> [RECORD EXTRACTS]
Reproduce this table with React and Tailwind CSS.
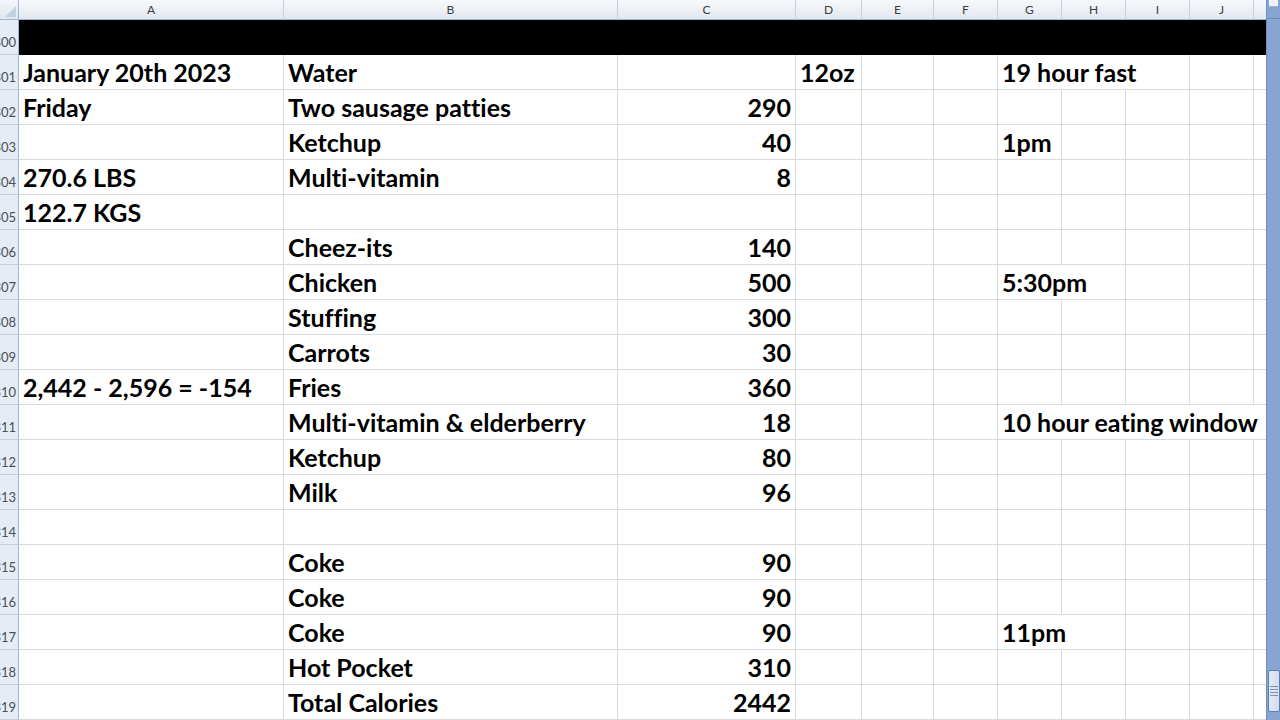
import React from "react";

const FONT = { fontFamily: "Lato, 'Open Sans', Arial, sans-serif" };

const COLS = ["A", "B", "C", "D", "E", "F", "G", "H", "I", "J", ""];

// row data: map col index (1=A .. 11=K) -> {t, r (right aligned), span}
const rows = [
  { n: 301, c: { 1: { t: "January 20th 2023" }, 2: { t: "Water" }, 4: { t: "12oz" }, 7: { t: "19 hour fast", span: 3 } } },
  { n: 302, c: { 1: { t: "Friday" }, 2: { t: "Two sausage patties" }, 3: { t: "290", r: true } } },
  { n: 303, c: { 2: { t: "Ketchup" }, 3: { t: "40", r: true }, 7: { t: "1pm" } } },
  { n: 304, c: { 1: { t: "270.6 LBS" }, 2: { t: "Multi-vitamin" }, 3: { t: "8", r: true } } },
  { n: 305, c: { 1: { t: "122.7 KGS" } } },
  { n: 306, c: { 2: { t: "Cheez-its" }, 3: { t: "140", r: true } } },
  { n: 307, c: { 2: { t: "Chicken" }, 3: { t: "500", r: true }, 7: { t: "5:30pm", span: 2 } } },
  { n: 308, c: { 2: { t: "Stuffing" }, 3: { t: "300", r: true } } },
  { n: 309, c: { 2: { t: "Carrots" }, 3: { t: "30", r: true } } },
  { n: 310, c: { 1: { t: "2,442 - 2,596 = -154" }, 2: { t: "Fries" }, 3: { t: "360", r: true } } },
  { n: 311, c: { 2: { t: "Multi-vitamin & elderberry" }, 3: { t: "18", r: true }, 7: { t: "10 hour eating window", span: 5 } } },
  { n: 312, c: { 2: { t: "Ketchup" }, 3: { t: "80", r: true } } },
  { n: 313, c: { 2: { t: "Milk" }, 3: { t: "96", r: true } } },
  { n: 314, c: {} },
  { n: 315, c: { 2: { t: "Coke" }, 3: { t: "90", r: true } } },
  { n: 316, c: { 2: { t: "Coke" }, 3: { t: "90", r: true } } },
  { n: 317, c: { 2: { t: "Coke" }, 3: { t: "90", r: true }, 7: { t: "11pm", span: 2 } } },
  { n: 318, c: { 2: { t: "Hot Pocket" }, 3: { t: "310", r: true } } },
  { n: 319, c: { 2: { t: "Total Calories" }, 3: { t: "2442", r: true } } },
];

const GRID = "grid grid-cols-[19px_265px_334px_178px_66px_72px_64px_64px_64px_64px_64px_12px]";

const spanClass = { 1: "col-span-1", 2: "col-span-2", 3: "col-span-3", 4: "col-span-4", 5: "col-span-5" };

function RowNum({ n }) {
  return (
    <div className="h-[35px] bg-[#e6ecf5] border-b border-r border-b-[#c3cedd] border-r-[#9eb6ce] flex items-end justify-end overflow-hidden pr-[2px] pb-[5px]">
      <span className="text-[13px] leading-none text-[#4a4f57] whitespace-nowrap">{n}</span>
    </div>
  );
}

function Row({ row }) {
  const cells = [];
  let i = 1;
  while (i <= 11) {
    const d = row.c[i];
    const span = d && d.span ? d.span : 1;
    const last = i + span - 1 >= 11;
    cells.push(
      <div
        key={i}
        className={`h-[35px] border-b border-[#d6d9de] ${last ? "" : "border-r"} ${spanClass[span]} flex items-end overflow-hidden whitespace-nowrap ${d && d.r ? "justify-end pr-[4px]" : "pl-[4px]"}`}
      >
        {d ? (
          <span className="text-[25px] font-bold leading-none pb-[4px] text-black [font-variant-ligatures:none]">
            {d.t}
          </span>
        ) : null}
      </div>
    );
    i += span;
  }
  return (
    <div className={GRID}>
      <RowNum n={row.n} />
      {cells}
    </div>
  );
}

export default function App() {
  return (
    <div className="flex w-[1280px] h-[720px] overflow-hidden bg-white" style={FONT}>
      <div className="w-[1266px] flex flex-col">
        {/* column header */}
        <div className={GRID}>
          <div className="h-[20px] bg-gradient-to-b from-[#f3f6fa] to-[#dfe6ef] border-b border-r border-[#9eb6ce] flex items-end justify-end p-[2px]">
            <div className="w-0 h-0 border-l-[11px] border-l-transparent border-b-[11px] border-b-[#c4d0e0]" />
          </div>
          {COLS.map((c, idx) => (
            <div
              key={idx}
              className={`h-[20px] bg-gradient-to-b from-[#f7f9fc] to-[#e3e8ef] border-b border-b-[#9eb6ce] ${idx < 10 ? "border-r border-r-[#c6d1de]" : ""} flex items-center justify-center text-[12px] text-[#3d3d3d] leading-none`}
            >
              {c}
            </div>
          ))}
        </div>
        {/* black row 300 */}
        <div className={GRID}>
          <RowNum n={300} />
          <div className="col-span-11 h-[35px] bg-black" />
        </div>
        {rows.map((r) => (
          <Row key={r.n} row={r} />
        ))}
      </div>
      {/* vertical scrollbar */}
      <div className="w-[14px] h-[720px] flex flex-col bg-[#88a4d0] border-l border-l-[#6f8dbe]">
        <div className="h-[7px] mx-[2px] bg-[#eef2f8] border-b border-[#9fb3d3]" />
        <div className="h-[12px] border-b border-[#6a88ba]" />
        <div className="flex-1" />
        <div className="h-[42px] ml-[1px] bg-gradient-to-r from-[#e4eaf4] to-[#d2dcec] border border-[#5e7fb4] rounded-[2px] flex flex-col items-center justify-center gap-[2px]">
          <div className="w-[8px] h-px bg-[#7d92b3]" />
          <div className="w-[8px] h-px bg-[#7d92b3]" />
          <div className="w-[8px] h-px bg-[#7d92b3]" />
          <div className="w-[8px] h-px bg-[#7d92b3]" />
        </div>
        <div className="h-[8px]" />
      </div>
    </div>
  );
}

...

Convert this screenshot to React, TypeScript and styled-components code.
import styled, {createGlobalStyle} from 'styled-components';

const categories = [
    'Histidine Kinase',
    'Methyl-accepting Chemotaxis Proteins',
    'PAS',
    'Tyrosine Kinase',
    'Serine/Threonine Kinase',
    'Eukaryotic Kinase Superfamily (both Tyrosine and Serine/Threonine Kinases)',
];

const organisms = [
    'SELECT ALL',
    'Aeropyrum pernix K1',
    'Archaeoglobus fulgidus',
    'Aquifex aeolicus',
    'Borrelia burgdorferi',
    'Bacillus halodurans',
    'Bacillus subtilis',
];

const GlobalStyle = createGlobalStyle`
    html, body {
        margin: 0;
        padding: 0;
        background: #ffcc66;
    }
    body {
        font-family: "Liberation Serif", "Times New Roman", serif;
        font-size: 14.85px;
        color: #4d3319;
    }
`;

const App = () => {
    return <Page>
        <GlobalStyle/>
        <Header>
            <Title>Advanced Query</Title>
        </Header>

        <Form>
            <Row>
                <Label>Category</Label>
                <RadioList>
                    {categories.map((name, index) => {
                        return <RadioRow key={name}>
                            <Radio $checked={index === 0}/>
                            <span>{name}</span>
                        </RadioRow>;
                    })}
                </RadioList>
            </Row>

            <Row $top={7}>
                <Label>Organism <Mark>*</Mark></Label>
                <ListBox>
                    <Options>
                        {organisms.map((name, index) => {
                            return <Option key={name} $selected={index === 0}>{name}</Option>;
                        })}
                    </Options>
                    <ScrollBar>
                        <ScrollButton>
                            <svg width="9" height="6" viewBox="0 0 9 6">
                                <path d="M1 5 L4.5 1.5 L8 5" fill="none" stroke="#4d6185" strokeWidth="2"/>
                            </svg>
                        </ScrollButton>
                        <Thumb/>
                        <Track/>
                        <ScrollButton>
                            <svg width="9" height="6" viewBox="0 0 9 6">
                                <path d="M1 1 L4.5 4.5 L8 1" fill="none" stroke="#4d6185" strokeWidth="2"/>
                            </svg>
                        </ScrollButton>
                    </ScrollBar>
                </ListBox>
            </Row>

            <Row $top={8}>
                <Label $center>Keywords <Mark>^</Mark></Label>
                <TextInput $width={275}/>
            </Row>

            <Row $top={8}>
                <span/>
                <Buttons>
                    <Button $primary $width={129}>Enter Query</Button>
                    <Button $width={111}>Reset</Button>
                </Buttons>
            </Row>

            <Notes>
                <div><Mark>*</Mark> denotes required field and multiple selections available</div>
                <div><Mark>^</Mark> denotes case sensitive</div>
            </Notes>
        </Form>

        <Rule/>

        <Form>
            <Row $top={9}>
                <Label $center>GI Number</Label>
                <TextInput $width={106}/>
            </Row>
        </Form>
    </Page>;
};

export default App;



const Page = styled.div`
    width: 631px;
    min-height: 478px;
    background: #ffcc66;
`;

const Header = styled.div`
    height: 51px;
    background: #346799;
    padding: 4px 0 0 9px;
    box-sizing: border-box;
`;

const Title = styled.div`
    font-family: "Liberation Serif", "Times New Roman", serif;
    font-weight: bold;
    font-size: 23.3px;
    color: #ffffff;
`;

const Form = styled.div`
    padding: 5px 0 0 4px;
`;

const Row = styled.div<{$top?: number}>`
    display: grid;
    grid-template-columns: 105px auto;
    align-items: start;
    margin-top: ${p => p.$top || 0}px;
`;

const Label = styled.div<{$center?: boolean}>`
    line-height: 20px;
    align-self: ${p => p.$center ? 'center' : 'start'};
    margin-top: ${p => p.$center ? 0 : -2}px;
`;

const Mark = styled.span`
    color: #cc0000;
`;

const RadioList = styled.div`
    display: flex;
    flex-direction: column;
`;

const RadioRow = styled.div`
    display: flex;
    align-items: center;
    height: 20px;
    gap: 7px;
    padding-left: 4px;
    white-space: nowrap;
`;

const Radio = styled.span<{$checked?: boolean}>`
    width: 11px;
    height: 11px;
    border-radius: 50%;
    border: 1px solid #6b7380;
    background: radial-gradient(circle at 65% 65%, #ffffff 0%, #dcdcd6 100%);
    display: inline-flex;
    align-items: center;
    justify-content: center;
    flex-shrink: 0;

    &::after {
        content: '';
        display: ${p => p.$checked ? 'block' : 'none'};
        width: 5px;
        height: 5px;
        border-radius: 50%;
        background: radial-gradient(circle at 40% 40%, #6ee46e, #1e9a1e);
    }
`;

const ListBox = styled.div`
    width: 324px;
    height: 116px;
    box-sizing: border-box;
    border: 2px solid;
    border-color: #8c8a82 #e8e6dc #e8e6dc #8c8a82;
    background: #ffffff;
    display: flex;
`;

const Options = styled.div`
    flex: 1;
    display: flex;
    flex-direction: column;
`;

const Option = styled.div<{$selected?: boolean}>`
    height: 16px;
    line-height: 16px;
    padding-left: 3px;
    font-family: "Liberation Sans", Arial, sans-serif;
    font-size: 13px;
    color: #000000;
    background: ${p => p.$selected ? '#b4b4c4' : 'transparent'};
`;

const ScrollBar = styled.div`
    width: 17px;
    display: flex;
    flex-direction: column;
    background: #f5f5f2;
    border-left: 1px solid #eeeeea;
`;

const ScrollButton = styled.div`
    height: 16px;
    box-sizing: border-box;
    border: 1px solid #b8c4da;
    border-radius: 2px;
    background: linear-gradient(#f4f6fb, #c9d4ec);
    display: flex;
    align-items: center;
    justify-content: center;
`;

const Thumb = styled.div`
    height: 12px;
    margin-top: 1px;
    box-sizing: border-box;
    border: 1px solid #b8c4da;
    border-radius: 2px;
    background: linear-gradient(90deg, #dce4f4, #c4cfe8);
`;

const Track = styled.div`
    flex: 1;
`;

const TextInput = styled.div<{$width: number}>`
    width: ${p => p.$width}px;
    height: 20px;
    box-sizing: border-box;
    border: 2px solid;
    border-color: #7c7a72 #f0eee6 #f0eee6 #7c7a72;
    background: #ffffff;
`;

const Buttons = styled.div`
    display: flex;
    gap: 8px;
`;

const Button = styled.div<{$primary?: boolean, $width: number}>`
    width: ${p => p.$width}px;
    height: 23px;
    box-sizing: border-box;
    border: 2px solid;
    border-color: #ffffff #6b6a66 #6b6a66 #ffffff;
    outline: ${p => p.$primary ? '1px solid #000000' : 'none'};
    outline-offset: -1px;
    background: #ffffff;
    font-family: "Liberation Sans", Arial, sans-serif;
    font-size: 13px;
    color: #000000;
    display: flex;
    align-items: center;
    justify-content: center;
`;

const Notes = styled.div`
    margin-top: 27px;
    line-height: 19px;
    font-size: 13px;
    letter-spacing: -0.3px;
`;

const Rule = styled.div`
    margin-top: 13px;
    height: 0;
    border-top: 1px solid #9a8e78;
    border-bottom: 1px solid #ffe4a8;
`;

==

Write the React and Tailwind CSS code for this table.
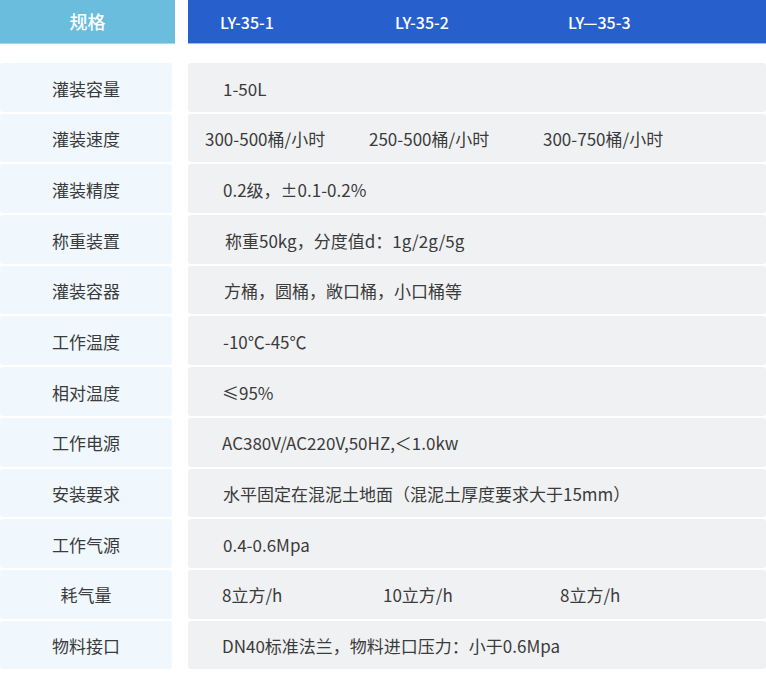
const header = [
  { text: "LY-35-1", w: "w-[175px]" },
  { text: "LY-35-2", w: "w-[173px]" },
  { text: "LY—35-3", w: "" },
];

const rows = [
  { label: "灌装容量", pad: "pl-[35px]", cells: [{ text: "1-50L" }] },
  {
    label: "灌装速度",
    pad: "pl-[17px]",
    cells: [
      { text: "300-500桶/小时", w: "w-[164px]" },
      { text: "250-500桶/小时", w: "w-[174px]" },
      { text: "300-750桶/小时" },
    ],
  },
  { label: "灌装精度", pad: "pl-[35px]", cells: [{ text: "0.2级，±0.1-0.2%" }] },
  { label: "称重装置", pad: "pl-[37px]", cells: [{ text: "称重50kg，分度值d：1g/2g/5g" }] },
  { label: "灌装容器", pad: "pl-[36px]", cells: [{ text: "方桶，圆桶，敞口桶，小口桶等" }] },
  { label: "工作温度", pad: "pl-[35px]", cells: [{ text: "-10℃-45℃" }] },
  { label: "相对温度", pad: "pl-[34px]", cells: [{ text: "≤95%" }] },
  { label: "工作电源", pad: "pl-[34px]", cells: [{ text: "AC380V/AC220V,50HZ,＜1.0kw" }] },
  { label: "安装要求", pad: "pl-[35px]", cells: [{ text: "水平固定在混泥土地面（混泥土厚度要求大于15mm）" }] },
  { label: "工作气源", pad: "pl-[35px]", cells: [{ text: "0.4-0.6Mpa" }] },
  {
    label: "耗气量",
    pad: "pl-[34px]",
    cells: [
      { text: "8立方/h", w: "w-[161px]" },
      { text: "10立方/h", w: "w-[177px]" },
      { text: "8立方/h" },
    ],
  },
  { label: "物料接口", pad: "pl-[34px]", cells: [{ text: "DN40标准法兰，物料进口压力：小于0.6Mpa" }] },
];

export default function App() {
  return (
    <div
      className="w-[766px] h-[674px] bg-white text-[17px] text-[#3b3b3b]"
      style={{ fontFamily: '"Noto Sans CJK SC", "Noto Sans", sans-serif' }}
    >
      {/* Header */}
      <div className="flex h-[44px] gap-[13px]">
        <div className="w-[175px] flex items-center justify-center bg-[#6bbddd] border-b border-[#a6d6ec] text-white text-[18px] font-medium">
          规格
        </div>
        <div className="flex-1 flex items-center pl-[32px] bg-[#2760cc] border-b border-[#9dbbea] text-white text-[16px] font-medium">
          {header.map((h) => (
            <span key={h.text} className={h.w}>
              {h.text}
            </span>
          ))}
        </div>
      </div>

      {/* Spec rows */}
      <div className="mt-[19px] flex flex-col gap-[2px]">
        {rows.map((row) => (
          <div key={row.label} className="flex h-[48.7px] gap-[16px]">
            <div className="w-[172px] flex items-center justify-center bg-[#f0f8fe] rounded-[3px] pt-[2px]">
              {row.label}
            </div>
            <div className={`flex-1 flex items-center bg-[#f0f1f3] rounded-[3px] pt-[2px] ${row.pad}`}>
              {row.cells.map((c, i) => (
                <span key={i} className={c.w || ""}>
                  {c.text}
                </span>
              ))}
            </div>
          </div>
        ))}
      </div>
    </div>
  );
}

> [DIRECTION]
The lines to collect are those holding the string "table"; copy them all.

> [SOLUTION TO THE EXERCISE]
Reproduce this table with React and Tailwind CSS.
Write the React and Tailwind CSS code for this table.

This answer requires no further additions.